Precisamente cuando la persecución religiosa estaba en su apogeo, el Padre Toribio Romo González, quien había recibido muy joven la orden sacerdotal, el 23 de diciembre de 1922, recibió la encomienda de la Parroquia de Tequila, que no era una misión apetecible, ya que el municipio era entonces uno de los lugares donde las autoridades civiles y militares más perseguía a los sacerdotes. No se intimidó por ello, y en una antigua fábrica de tequila abandonada cerca del rancho Agua Caliente, estableció refugio y lugar para seguir celebrando misas. Había nacido en Santa Ana de Guadalupe, caserío de Jalostotitlán, Jalisco, el 16 de abril de 1900, y se ordenó prebítero a los 21 años de edad, previa dispensa de la Santa Sede a causa su juventud.
Su gran amor a la Eucaristía le hacía repetir con frecuencia esta oración: «Señor, perdóname si soy atrevido, pero te ruego me concedas este favor: no me dejes ni un día de mi vida sin decir la Misa, sin abrazarte en la Comunión... dame mucha hambre de Ti, una sed de recibirte que me atormente todo el día hasta que no haya bebido de esa agua que brota hasta la Vida Eterna, de la roca bendita de tu costado herido. ¡Mi buen Jesús!, yo te ruego me concedas morir sin dejar de decir Misa ni un solo día». Asía ocurrió hasta el día de su muerte, cuando fue sorprendido durante un descanso que tomó antes de celebrar una misa.
Días antes del martirio había administrado la Primera Comunión a un grupo de 20 niños que él mismo preparó; celebró la Misa con fervor extraordinario y, a la hora de impartir la Sagrada comunión, pidió a los neocomulgantes reiteraran su fe y su amor a Jesucristo y pidieran por la paz de la Iglesia. Estaba muy emocionado, y mientras sostenía en sus manos temblorosas la Sagrada Hostia, dijo en voz alta: «¿Aceptarás mi sangre, Señor?». Las lágrimas le impidieron continuar; cuando pudo pronunciar palabra, repitió la frase: «¿Aceptarás mi sangre Señor, que te ofrezco por la paz de la Iglesia?». Asimismo, el jueves 23 de febrero de 1928, prácticamente se despidió de su hermano el Padre Román, con quien celebró el Santo Sacrificio para después confesarse con él, y pedirle su bendición; antes de irse le entregó una carta con el encargo de que no la abriera sin orden expresa.
El Padre Toribio presentía su muerte.
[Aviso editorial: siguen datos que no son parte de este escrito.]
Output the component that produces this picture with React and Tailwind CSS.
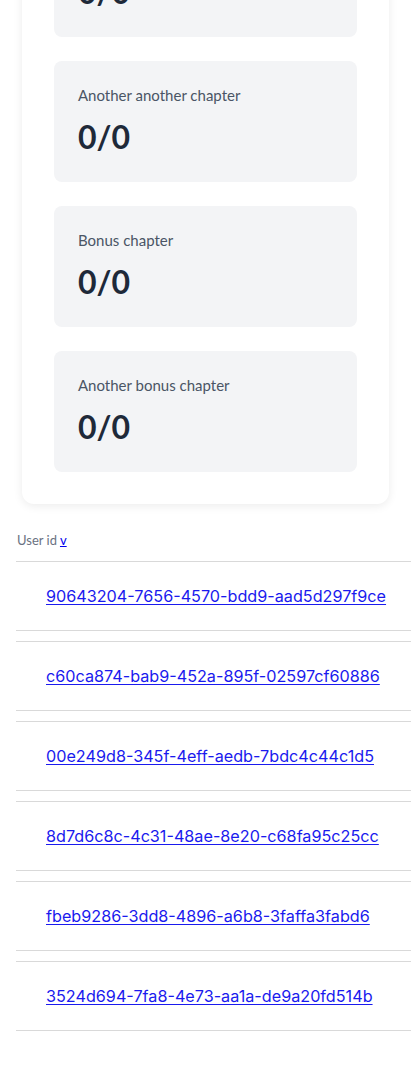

El viernes siguiente, después de haber celebrado la Santa Misa, quiso poner todo al corriente. Invirtió esa jornada arreglando las cuentas de la parroquia; hasta en la tarde interrumpió el trabajo para rezar el Rosario y el Oficio Divino; por la noche terminó la documentación relativa a los matrimonios y bautismos, concluyendo la madrugada del sábado. A las cuatro de la mañana pensó celebrar la misa para luego acostarse, pero lo consideró y optó por dormir un rato para después celebrar mejor. Una hora más tarde, una tropa compuesta por soldados federales y agraristas, avisados por un delator, sitió el lugar, brincaron las bardas y tomaron las habitaciones del señor León Aguirre, encargado de la finca. Al verlo, un agrarista dijo: «Este no es el Cura»; enseguida ocuparon la habitación donde reposaba el Padre Toribio. Uno de la tropa, reiterándole el brazo que le ocultaba el rostro, gritó: «Este es el cura, ¡Mátenlo!». La exclamación despertó al sacerdote, quien, sorprendido, atinó a decir: «Sí soy yo, pero no me maten...» Ni siquiera pudo terminar la frase, lo acribillaron los rifles de sus verdugos, que acompañaban de insultos sus proyectiles. El Padre Toribio, herido de muerte, pudo dar algunos pasos, hacia la puerta de ingreso; una segunda descarga lo hizo caer para no levantarse más. En esos momentos, su hermana María corrió hacia él, lo tomó en sus brazos y con voz fuerte le dijo: «Valor, Padre Toribio... ¡Jesús Misericordioso, recíbelo! ¡Viva Cristo Rey!». Soldados y agraristas desnudaron a su víctima. María fue hecha prisionera; a pie y descalza se le condujo hasta un calabozo en el mismo lugar.
Días después del doloroso acontecimiento, el Padre Román recordó la carta última de su hermano Toribio. Esto fue lo que leyó: «Padre Román, te encargo mucho a nuestros ancianitos padres; haz cuanto puedas por evitarles sufrimientos. También te encargo a nuestra hermana Quica, que ha sido para nosotros una verdadera madre». Veinte años después de su sacrificio, los restos del mártir Toribio Romo regresaron a su lugar de origen, y fueron depositados en la capilla construida por él, en Jalostotitlán.